In 1993 Jurassic Park was released. Despite not being the first film to use computer-generated imagery (CGI) to enhance practical effects, it almost certainly revolutionised it. The results were fantastic still hold up to this day. This sent shockwaves amongst its studio peers causing a reactive response where the writing, directing and in some cases, the acting, took a back seat in favour of overblown CGI set-pieces. These are the big-dumb-fun films that dominated the 90s and moved into the new millennium. You could argue that the same could be said of any big film made after Jaws however, using my own young children as guinea pigs, I can honestly say that they prefer the films I grew up with over the majority of modern blockbusters. I don’t want to stigmatise the modern-day blockbuster – there are some fantastic films out there and franchises that have a connective breadth I could only dream of as a child. What Marvel have achieved (even with the thematically well-worn formula) is nothing short of extraordinary, tapping into a new generation’s pop culture consciousness that I only ever imagined Star Wars achieving. There are also some brilliant directors out there whose films generate the buzz of old in the buildup to their release; the likes of Christopher Nolan and Quentin Tarantino are bringing ‘event’ cinema back to the masses.

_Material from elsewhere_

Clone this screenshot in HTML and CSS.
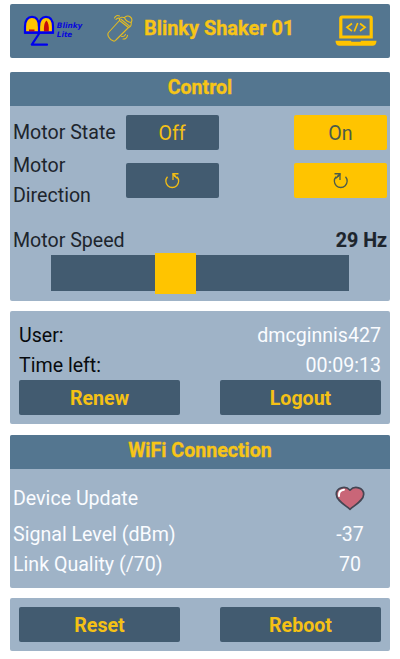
FILE: index.html
```html
<!DOCTYPE html>
<html lang="en">
<head>
<meta charset="utf-8">
<title>Blinky Shaker 01</title>
<link rel="stylesheet" href="styles.css">
</head>
<body>
<header class="card topbar">
  <svg class="logo" width="62" height="34" viewBox="0 0 62 34">
    <path d="M2 19.600V13.500C2 7 5 3.800 9 3.800s7 3.200 7 9.700C16 7 19 3.800 23 3.800S30 7 30 13.500v6.100z" fill="#ffc400" stroke="#00e" stroke-width="2.200"/>
    <path d="M6 16.500h5.500v2H6zM21 18.600c-.3-6 .7-9.400 2.500-11 1.800 2 2.700 5.500 2.300 11z" fill="#c60c0c"/>
    <path d="M16 9v10.500M2 19.600h28M16.500 20L8.800 31.700h15.200" fill="none" stroke="#00e" stroke-width="2.200" stroke-linejoin="round" stroke-linecap="round"/>
    <text class="logo-text" x="33.800" y="14.800" textLength="25.500" lengthAdjust="spacingAndGlyphs">Blinky</text>
    <text class="logo-text" x="33.800" y="23.700" textLength="15.500" lengthAdjust="spacingAndGlyphs">Lite</text>
  </svg>
  <svg class="shaker" width="28" height="30" viewBox="0 0 28 30" fill="none" stroke="#e3bb22" stroke-width="1.100" stroke-linejoin="round" stroke-linecap="round">
    <path d="M12.500 6.500L1.500 18.500c-1 1.200-1 2 0 4.200 1.200 2.300 2.800 3.600 5 4.300 1 .3 1.700-.1 2.400-1L21.500 13.500M12.500 6.500c-.2-1.500.5-3 2-3.200 1-.1 2 0 3 .4M12.500 6.500l9 7M14 5.300l8.500 6.800M21.500 13.500c2-.4 2.900-2 2.700-4.800M17.500 3.700c1.500-2 4.200-2.200 5.900-.7s1.800 3.700.8 5.500M17.500 3.700c1 2.600 3.300 4.400 6.700 4.800M7.500 4c1-2.300 3-3 5-2M9 5.500c.8-1.200 2-1.600 3.300-1.200M14.500 22.500c1.800.3 3.300-.6 4-2.100M16 25c2.500.1 4.100-1.400 4.500-3.700"/>
  </svg>
  <h1 class="title">Blinky Shaker 01</h1>
  <svg class="laptop" width="42" height="31" viewBox="0 0 42 31">
    <path d="M5.800 22V3.200q0-1.200 1.200-1.200h28q1.200 0 1.200 1.200V22z" fill="none" stroke="#ffc400" stroke-width="3.200"/>
    <path d="M.5 25.700h15.700v1h9.600v-1h15.700c0 3-1.500 5-4 5H4.500c-2.500 0-4-2-4-5z" fill="#ffc400"/>
    <path d="M17 8.500l-5 3.800 5 3.800M25 8.500l5 3.800-5 3.800M22.700 8l-3.400 8.500" fill="none" stroke="#ffc400" stroke-width="1.700"/>
  </svg>
</header>

<section class="card control">
  <h2 class="card-title">Control</h2>
  <div class="row state">
    <span class="label">Motor State</span>
    <button class="btn plain">Off</button>
    <button class="btn plain active">On</button>
  </div>
  <div class="row direction">
    <span class="label">Motor Direction</span>
    <button class="btn plain" aria-label="Counterclockwise">
      <svg width="16" height="18" viewBox="0 0 16 18" fill="none" stroke="#f2bd14" stroke-width="1.300"><path d="M3.500 4.800a6.400 6.400 0 1 0 9.500 0"/><path d="M9 8V2.500l4.500 4"/><path d="M8.500 1.800h6M9 2.300l3 2.500" stroke-width="1.500"/></svg>
    </button>
    <button class="btn plain active" aria-label="Clockwise">
      <svg width="16" height="18" viewBox="0 0 16 18" fill="none" stroke="#4a5b4c" stroke-width="1.300"><path d="M12.500 4.800a6.400 6.400 0 1 1-9.500 0"/><path d="M7 8V2.500l-4.500 4"/><path d="M7.500 1.800h-6M7 2.300L4 4.800" stroke-width="1.500"/></svg>
    </button>
  </div>
  <div class="speed"><span>Motor Speed</span><b>29 Hz</b></div>
  <div class="slider"><div class="thumb"></div></div>
</section>

<section class="card session">
  <div class="info"><span>User:</span><span class="value">dmcginnis427</span></div>
  <div class="info"><span>Time left:</span><span class="value">00:09:13</span></div>
  <div class="actions"><button class="btn">Renew</button><button class="btn">Logout</button></div>
</section>

<section class="card wifi">
  <h2 class="card-title">WiFi Connection</h2>
  <div class="stat update"><span>Device Update</span>
    <span class="reading"><svg class="heart" width="30" height="25" viewBox="0 0 30 25">
      <path d="M15 23.300C10 19 1.300 14.500 1.300 8.300 1.300 1.500 10.500-.8 15 4.200c4.500-5 13.700-2.700 13.700 4.100C28.700 14.500 20 19 15 23.300z" fill="#c96678" stroke="#454653" stroke-width="1.700" stroke-linejoin="round"/>
      <path d="M4 10c-.3-4 1.500-6 5-6.300" fill="none" stroke="#fff" stroke-width="2" stroke-linecap="round"/>
    </svg></span>
  </div>
  <div class="stat"><span>Signal Level (dBm)</span><span class="reading">-37</span></div>
  <div class="stat"><span>Link Quality (/70)</span><span class="reading">70</span></div>
</section>

<section class="card power">
  <div class="actions"><button class="btn">Reset</button><button class="btn">Reboot</button></div>
</section>
</body>
</html>
```
FILE: styles.css
```css
* { box-sizing: border-box; }
body {
  margin: 0;
  padding: 4px 10px 0;
  background: #fff;
  color: #1d252d;
  font: 19.6px/30px Roboto, sans-serif;
}
.card {
  width: 380px;
  background: #9fb3c7;
  border-radius: 2px;
  overflow: hidden;
}
.topbar {
  display: flex;
  align-items: flex-start;
  height: 54px;
  margin-bottom: 14px;
  background: #547690;
}
.logo { margin: 9px 0 0 13px; }
.logo-text { fill: #0808dc; font: italic bold 7.5px "DejaVu Sans", sans-serif; }
.shaker { margin: 10px 0 0 22px; }
.title {
  margin: 10px 0 0 9px;
  width: 151px;
  color: #f7c517;
  font-size: 19.9px;
  line-height: 30px;
  font-weight: 700;
  -webkit-text-stroke: 0.3px #f7c517;
  white-space: nowrap;
}
.laptop { margin: 11px 0 0 40px; }
.card-title {
  margin: 0;
  height: 34px;
  padding-top: 1px;
  background: #547690;
  color: #f7c517;
  font-size: 19.6px;
  line-height: 30px;
  font-weight: 700;
  -webkit-text-stroke: 0.3px #f7c517;
  text-align: center;
}
.control { height: 229px; margin-bottom: 10px; }
.row {
  display: grid;
  grid-template-columns: 112.5px 93px 93px;
  align-items: center;
  padding: 0 3px;
}
.label { padding-top: 1px; }
.row .active { margin-left: 75.5px; width: 93px; }
.state { height: 35px; margin-top: 9px; }
.direction { height: 60px; }
.direction .btn { padding-bottom: 2px; }
.btn {
  display: flex;
  align-items: center;
  justify-content: center;
  height: 35px;
  padding: 2px 0 0;
  border: 0;
  border-radius: 2px;
  background: #425b70;
  color: #f5c115;
  font: 700 19.6px/30px Roboto, sans-serif;
}
.plain { font-weight: 400; }
.active { background: #ffc400; color: #4a5b4c; }
.speed { display: flex; justify-content: space-between; padding: 0 3px; margin-top: 16px; }
.speed b { -webkit-text-stroke: 0.2px #1d252d; }
.slider {
  width: 298px;
  height: 36px;
  margin: -1px 0 0 41px;
  padding-left: 103.5px;
  background: #425b70;
}
.thumb { width: 41px; height: 41px; background: #ffc400; transform: translateY(-2px); }
.session { height: 113px; padding: 10px 9px 0; margin-bottom: 11px; }
.info { display: flex; justify-content: space-between; color: #080b0e; }
.value { color: #fafcff; }
.actions { display: flex; justify-content: space-between; }
.actions .btn { width: 161px; }
.session .actions { margin-top: -1px; }
.wifi { height: 153px; margin-bottom: 10px; color: #fafcff; }
.stat { display: flex; justify-content: space-between; padding: 0 0 0 3px; }
.update { height: 36px; margin-top: 15px; }
.reading { width: 80px; text-align: center; }
.heart { display: block; margin: 2px auto 0; }
.power { height: 53px; padding: 9px 9px 0; }
```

You may be wondering where the ‘death’ part may appear in all of this; big films of today are making hundreds of millions, merchandising and marketing campaigns are financially rewarding and release dates aren’t just limited to the summer months, they’re all year round. But this is my issue; the market is so overloaded that the modern-day blockbuster is taken for granted in a day and age where supply and demand forces the studio’s hand. There are so many blockbusters released throughout the year that it’s become the norm – expectation has replaced anticipation and originality has often been sacrificed for a more financially reliable cookie-cutter approach. The summer blockbuster simply doesn’t exist the way I remembered, where innovation was granted a pedestal and studios took a financial risk to release it. Whether that’s a good or bad thing depends on what you want to see within a film but there is no denying that what Jaws and Star Wars did for the industry, and more importantly the modern blockbuster, was create a monster.